On 2005-01-07, Simon Marlow
- Can you use (some encoding of) Unicode for your Haskell source files? I don't think this is true in any Haskell compiler right now.
I assume this won't be be done until the next one is done...
- Can you do String I/O in some encoding of Unicode? No Haskell compiler has support for this yet, and there are design decisions to be made. Some progress has been made on an experimental prototype (see recent discussion on this list).
Many of the easy ways to do this that I've heard proposed make the current hacks for binary IO fail. IMHO, we really, really, need a standard, supported way to do binary IO. If I can read in and output octets, then I can implement unicode handling on top of that. In fact it would let a bunch of the proposed ideas for unicode support can be implemented in pure haskell and have API details hashed out and polished. For unix, there are couple different tacks one could take. The locale system is standard, and does work, but is ugly and a pain to work with. In particular, it's another (set of) global variables. And what do you do with a character not expressible in the current locale? I'd like to possibility of different character sets for different files, for example. I suppose I wouldn't be too upset at using the locale information, but defaulting to UTF-8, rather than ASCII for unset character set information. For win32, I really don't know the options.

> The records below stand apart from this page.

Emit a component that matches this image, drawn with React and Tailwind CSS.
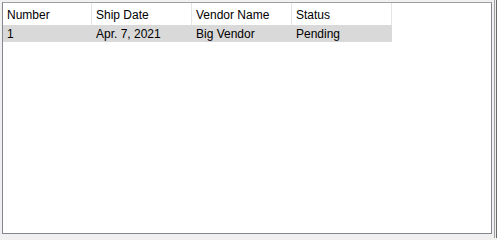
import React from "react";

const columns = [
  { key: "number", label: "Number", width: "w-[89px]" },
  { key: "shipDate", label: "Ship Date", width: "w-[100px]" },
  { key: "vendor", label: "Vendor Name", width: "w-[100px]" },
  { key: "status", label: "Status", width: "w-[100px]" },
];

const rows = [
  { number: "1", shipDate: "Apr. 7, 2021", vendor: "Big Vendor", status: "Pending" },
];

export default function App() {
  return (
    <div
      className="w-[497px] h-[240px] bg-[#f0f0f0] flex pt-[2px] pl-[2px] text-[12px] text-black"
      style={{ fontFamily: '"Liberation Sans", Arial, sans-serif' }}
    >
      {/* list view */}
      <div className="w-[490px] h-[232px] bg-white border border-[#828790] border-t-[#a0a0a0] flex flex-col">
        <div className="flex h-[22px] bg-white">
          {columns.map((c) => (
            <div
              key={c.key}
              className={`${c.width} h-full border-r border-[#e5e5e5] pl-[4px] pt-[2px] flex items-center`}
            >
              {c.label}
            </div>
          ))}
        </div>
        {rows.map((r) => (
          <div key={r.number} className="flex h-[17px] w-[389px] bg-[#d9d9d9]">
            {columns.map((c) => (
              <div key={c.key} className={`${c.width} pl-[4px] flex items-center`}>
                {r[c.key]}
              </div>
            ))}
          </div>
        ))}
      </div>
      {/* edge of the neighbouring control */}
      <div className="ml-[2px] w-[3px] h-[238px] -mt-[2px] border-l border-r border-[#a0a0a0] border-r-[#696969]" />
    </div>
  );
}
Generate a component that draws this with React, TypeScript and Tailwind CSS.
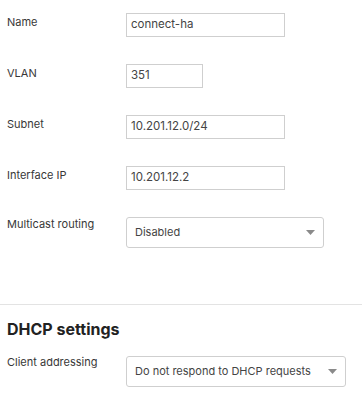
const font = { fontFamily: "Inter, 'Noto Sans', sans-serif" };

function Caret() {
  return (
    <svg width="9" height="5" viewBox="0 0 9 5" className="shrink-0">
      <path d="M0 0h9L4.5 5z" fill="#8a8a8a" />
    </svg>
  );
}

function Row({
  label,
  labelClass = "pt-[1px]",
  children,
}: {
  label: string;
  labelClass?: string;
  children: React.ReactNode;
}) {
  return (
    <div className="flex items-start">
      <div className={`w-[119px] shrink-0 text-[11px] leading-4 text-[#383838] ${labelClass}`}>{label}</div>
      {children}
    </div>
  );
}

function TextInput({ value, width }: { value: string; width: string }) {
  return (
    <div
      className={`${width} h-[24px] border border-[#cfcfcf] bg-white pl-[4px] flex items-center text-[11.5px] text-[#444]`}
    >
      {value}
    </div>
  );
}

function Select({ value, width }: { value: string; width: string }) {
  return (
    <div
      className={`${width} h-[31px] rounded-[3px] border border-[#cfcfcf] bg-white pl-[8px] pr-[8px] flex items-center justify-between text-[11px] text-[#444]`}
    >
      <span>{value}</span>
      <Caret />
    </div>
  );
}

export default function App() {
  return (
    <div className="w-[362px] h-[400px] bg-white overflow-hidden" style={font}>
      <div className="pl-[7px] pt-[13px] flex flex-col gap-[27px]">
        <Row label="Name">
          <TextInput value="connect-ha" width="w-[159px]" />
        </Row>
        <Row label="VLAN">
          <TextInput value="351" width="w-[77px]" />
        </Row>
        <Row label="Subnet">
          <TextInput value="10.201.12.0/24" width="w-[159px]" />
        </Row>
        <Row label="Interface IP">
          <TextInput value="10.201.12.2" width="w-[159px]" />
        </Row>
        <Row label="Multicast routing" labelClass="-mt-[1px]">
          <Select value="Disabled" width="w-[198px]" />
        </Row>
      </div>
      <div className="mt-[56px] h-px bg-[#e3e3e3]" />
      <div className="pl-[7px] pt-[12px]">
        <h2 className="text-[16px] leading-6 font-bold text-[#222]">DHCP settings</h2>
        <div className="mt-[15px]">
          <Row label="Client addressing" labelClass="-mt-[2px]">
            <Select value="Do not respond to DHCP requests" width="w-[220px]" />
          </Row>
        </div>
      </div>
    </div>
  );
}
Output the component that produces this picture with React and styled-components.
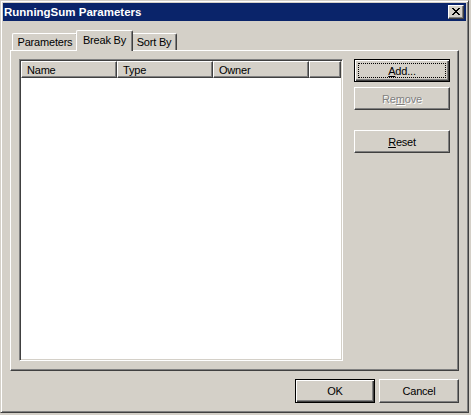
import React from 'react';
import styled, { createGlobalStyle } from 'styled-components';

const GlobalStyle = createGlobalStyle`
  html, body { margin: 0; padding: 0; background: #d4d0c8; }
  body {
    font-family: "Liberation Sans", Arial, sans-serif;
    font-size: 11px;
    letter-spacing: -0.2px;
    color: #000;
  }
`;

const Window = styled.div`
  width: 469px;
  height: 413px;
  box-sizing: border-box;
  background: #d4d0c8;
  border: 1px solid;
  border-color: #d4d0c8 #404040 #404040 #d4d0c8;
  box-shadow: inset 1px 1px 0 #fff, inset -1px -1px 0 #808080;
  padding: 2px;
  display: flex;
  flex-direction: column;
`;

const TitleBar = styled.div`
  height: 18px;
  flex: none;
  background: #0a246a;
  display: flex;
  align-items: center;
  justify-content: space-between;
  padding: 0 2px 0 1px;
`;

const Title = styled.span`
  color: #fff;
  font-weight: bold;
  font-size: 11.5px;
  letter-spacing: 0;
`;

const CloseButton = styled.div`
  width: 16px;
  height: 14px;
  box-sizing: border-box;
  background: #d4d0c8;
  border: 1px solid;
  border-color: #fff #404040 #404040 #fff;
  box-shadow: inset -1px -1px 0 #808080;
  display: flex;
  align-items: center;
  justify-content: center;
  padding-bottom: 1px;
`;

const Client = styled.div`
  flex: 1;
  display: flex;
  flex-direction: column;
  padding: 9px 7px 7px;
`;

const TabStrip = styled.div`
  display: flex;
  align-items: flex-end;
  height: 20px;
  padding-left: 2px;
  position: relative;
  z-index: 1;
`;

const Tab = styled.div`
  width: ${p => p.$w}px;
  height: ${p => (p.$active ? 21 : 17)}px;
  margin: 0 ${p => (p.$active ? -2 : 0)}px ${p => (p.$active ? -1 : 0)}px;
  box-sizing: border-box;
  background: #d4d0c8;
  border-top: 1px solid #fff;
  border-left: 1px solid #fff;
  border-right: 1px solid #404040;
  border-radius: 2px 2px 0 0;
  box-shadow: inset -1px 0 0 #808080;
  display: flex;
  align-items: center;
  justify-content: center;
  padding-bottom: ${p => (p.$active ? 3 : 0)}px;
  position: relative;
  z-index: ${p => (p.$active ? 2 : 1)};
`;

const Panel = styled.div`
  height: 321px;
  box-sizing: border-box;
  border: 1px solid;
  border-color: #fff #404040 #404040 #fff;
  box-shadow: inset -1px -1px 0 #808080;
  padding: 8px;
  display: grid;
  grid-template-columns: 324px 96px;
  column-gap: 11px;
  align-items: start;
`;

const List = styled.div`
  height: 302px;
  box-sizing: border-box;
  background: #fff;
  border: 1px solid;
  border-color: #808080 #fff #fff #808080;
  box-shadow: inset 1px 1px 0 #404040, inset -1px -1px 0 #d4d0c8;
  padding: 1px;
`;

const HeaderRow = styled.div`
  display: flex;
  height: 17px;
`;

const HeaderCell = styled.div`
  width: ${p => p.$w}px;
  box-sizing: border-box;
  background: #d4d0c8;
  border: 1px solid;
  border-color: #fff #404040 #404040 #fff;
  box-shadow: inset -1px -1px 0 #808080;
  padding-left: 5px;
  display: flex;
  align-items: center;
`;

const SideButtons = styled.div`
  display: flex;
  flex-direction: column;
`;

const Button = styled.button`
  position: relative;
  width: ${p => (p.$w ? `${p.$w}px` : '100%')};
  height: ${p => p.$h || 23}px;
  margin-top: ${p => p.$mt || 0}px;
  box-sizing: border-box;
  padding: 0;
  font: inherit;
  letter-spacing: inherit;
  color: ${p => (p.$disabled ? '#808080' : '#000')};
  text-shadow: ${p => (p.$disabled ? '1px 1px 0 #fff' : 'none')};
  background: #d4d0c8;
  border: 1px solid;
  border-color: ${p => (p.$default ? '#000' : '#fff #404040 #404040 #fff')};
  box-shadow: ${p =>
    p.$default
      ? 'inset 1px 1px 0 #fff, inset -1px -1px 0 #404040, inset -2px -2px 0 #808080'
      : 'inset -1px -1px 0 #808080, inset 1px 1px 0 #d4d0c8'};
  cursor: default;

  &::after {
    content: '';
    display: ${p => (p.$focus ? 'block' : 'none')};
    position: absolute;
    inset: 3px;
    border: 1px dotted #000;
  }
`;

const Footer = styled.div`
  display: flex;
  justify-content: flex-end;
  gap: 4px;
  margin-top: 8px;
`;

const CloseGlyph = () => (
  <svg width="8" height="7" viewBox="0 0 8 7" shapeRendering="crispEdges">
    <path
      fill="#000"
      d="M0 0h2v1H0zM6 0h2v1H6zM1 1h2v1H1zM5 1h2v1H5zM2 2h4v1H2zM3 3h2v1H3zM2 4h4v1H2zM1 5h2v1H1zM5 5h2v1H5zM0 6h2v1H0zM6 6h2v1H6z"
    />
  </svg>
);

export default function App() {
  return (
    <>
      <GlobalStyle />
      <Window>
        <TitleBar>
          <Title>RunningSum Parameters</Title>
          <CloseButton><CloseGlyph /></CloseButton>
        </TitleBar>
        <Client>
          <TabStrip>
            <Tab $w={66}>Parameters</Tab>
            <Tab $w={57} $active>Break By</Tab>
            <Tab $w={46}>Sort By</Tab>
          </TabStrip>
          <Panel>
            <List>
              <HeaderRow>
                <HeaderCell $w={96}>Name</HeaderCell>
                <HeaderCell $w={96}>Type</HeaderCell>
                <HeaderCell $w={96}>Owner</HeaderCell>
                <HeaderCell $w={32} />
              </HeaderRow>
            </List>
            <SideButtons>
              <Button $default $focus><u>A</u>dd...</Button>
              <Button $mt={5} $disabled>Re<u>m</u>ove</Button>
              <Button $mt={20}><u>R</u>eset</Button>
            </SideButtons>
          </Panel>
          <Footer>
            <Button $w={80} $h={24} $default>OK</Button>
            <Button $w={80} $h={24}>Cancel</Button>
          </Footer>
        </Client>
      </Window>
    </>
  );
}
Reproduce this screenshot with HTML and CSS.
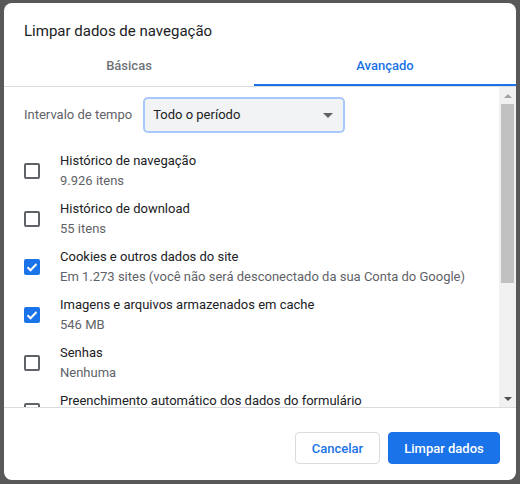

- What about Unicode FilePaths? This was discussed a few months ago on the haskell(-cafe) list, no support yet in any compiler.
This is tricky, because most systems don't have such a thing terribly standard. For win32, it is standardized and should be wrappable fairly easily, but I don't know that I'd want to base my model on that. For unix, again, there is the locale system, with, again, the problem of unrepresentable characters. Traditionally systems have essentially said "file names are zero-terminated strings of bytes that may not contain character 47, which is used to seperate directory names", and the interpretation as a matter of _names_ and _characters_ was entirely a matter up to the terminals (or graphical programs, eventually) for display and programs for manipulation. -- Aaron Denney -><-